Shell-structure of one-particle resonances in deformed potentials

TL;DR

This paper investigates the shell structure of low-lying neutron resonant levels in deformed nuclei near the neutron drip line, revealing how deformation influences resonance properties and correlates with experimental observations.

Contribution

It introduces an analysis of neutron resonant levels in deformed potentials, providing specific predictions for nuclei outside the neutron drip line, linking shell structure to deformation effects.

Findings

$^{39}$Mg likely prolately deformed with a 5/2$^{-}$ resonance.

$^{21}$C may be oblately deformed with a 1/2$^{+}$ resonance.

$^{21}$C is unlikely to be observed as a resonant state.

Abstract

Shell structure of low-lying neutron resonant levels in axially-symmetric quadrupole-deformed potentials is discussed, which seems analogous to that of weakly-bound neutrons.

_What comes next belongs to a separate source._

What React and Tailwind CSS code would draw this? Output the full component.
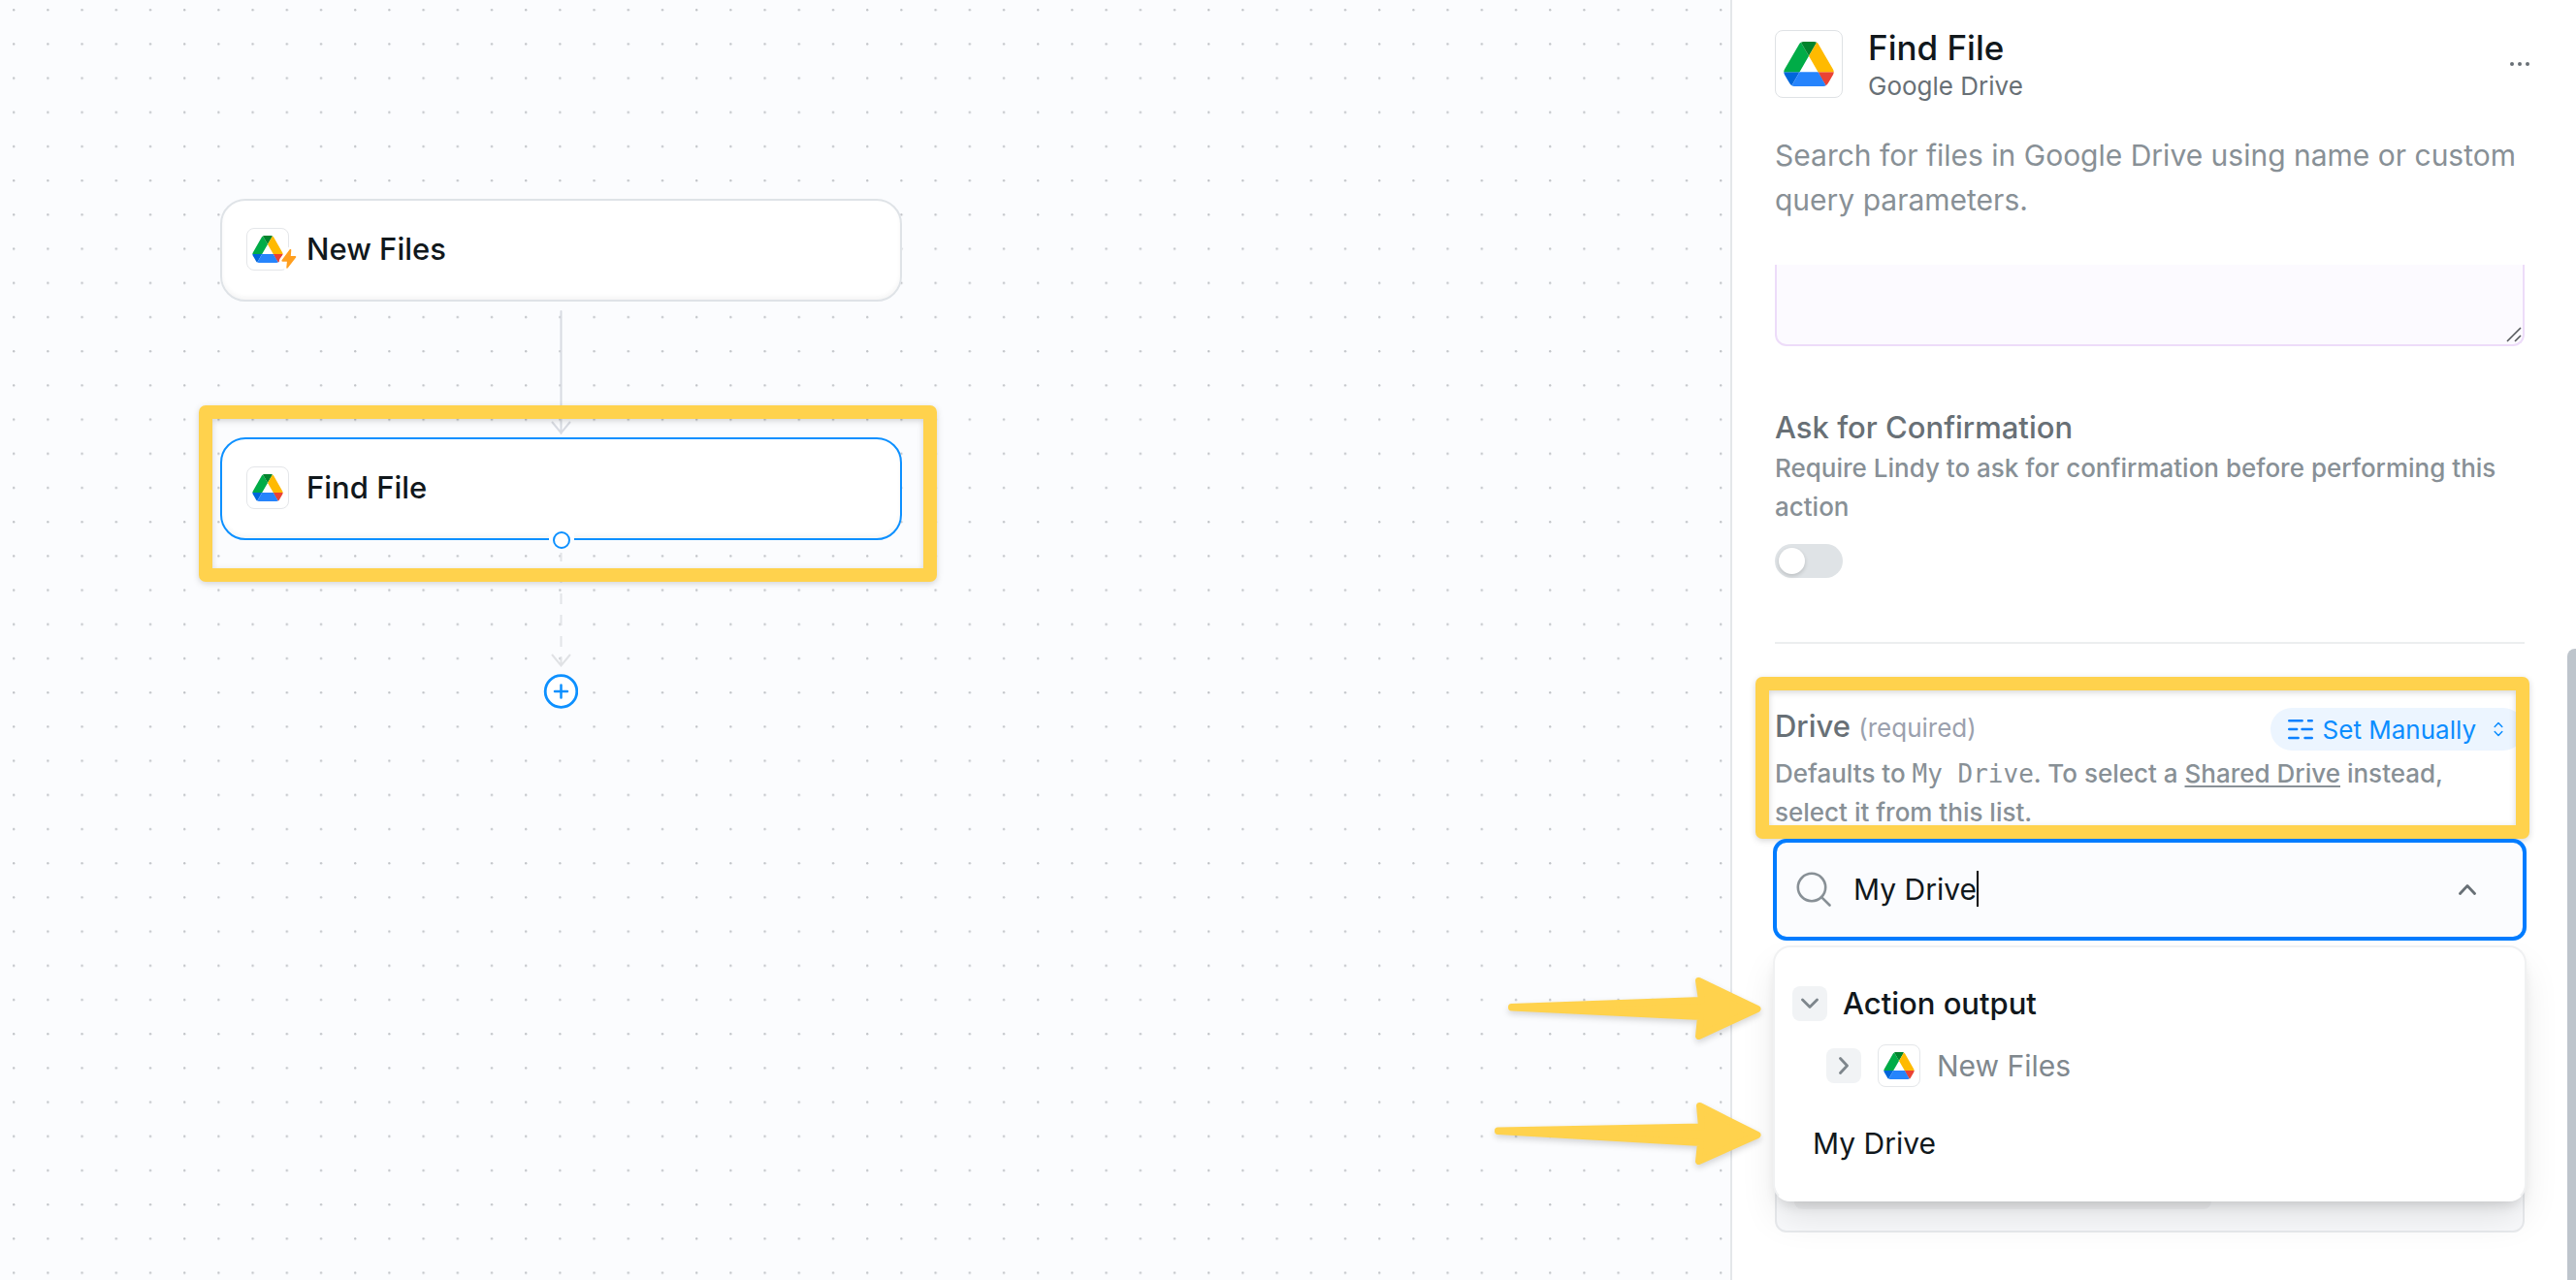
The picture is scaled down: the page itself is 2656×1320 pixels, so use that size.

As numerical examples, nuclei slightly outside the neutron-drip-line, $^{39}_{12}$Mg$_{27}$ and $^{21}_{6}$C$_{15}$, are studied. For the lowest resonance I obtain $I^{\pi}$ = $\Omega^{\pi}$ = 5/2$^{-}$ for $^{39}$Mg which is likely to be prolately deformed, while $I^{\pi}$ = $\Omega^{\pi}$ = 1/2$^{+}$ may be assigned to the nucleus $^{21}$C which may be oblately deformed. Consequently, $^{21}$C will not be observed as a recognizable resonant state, in agreement with the experimental information.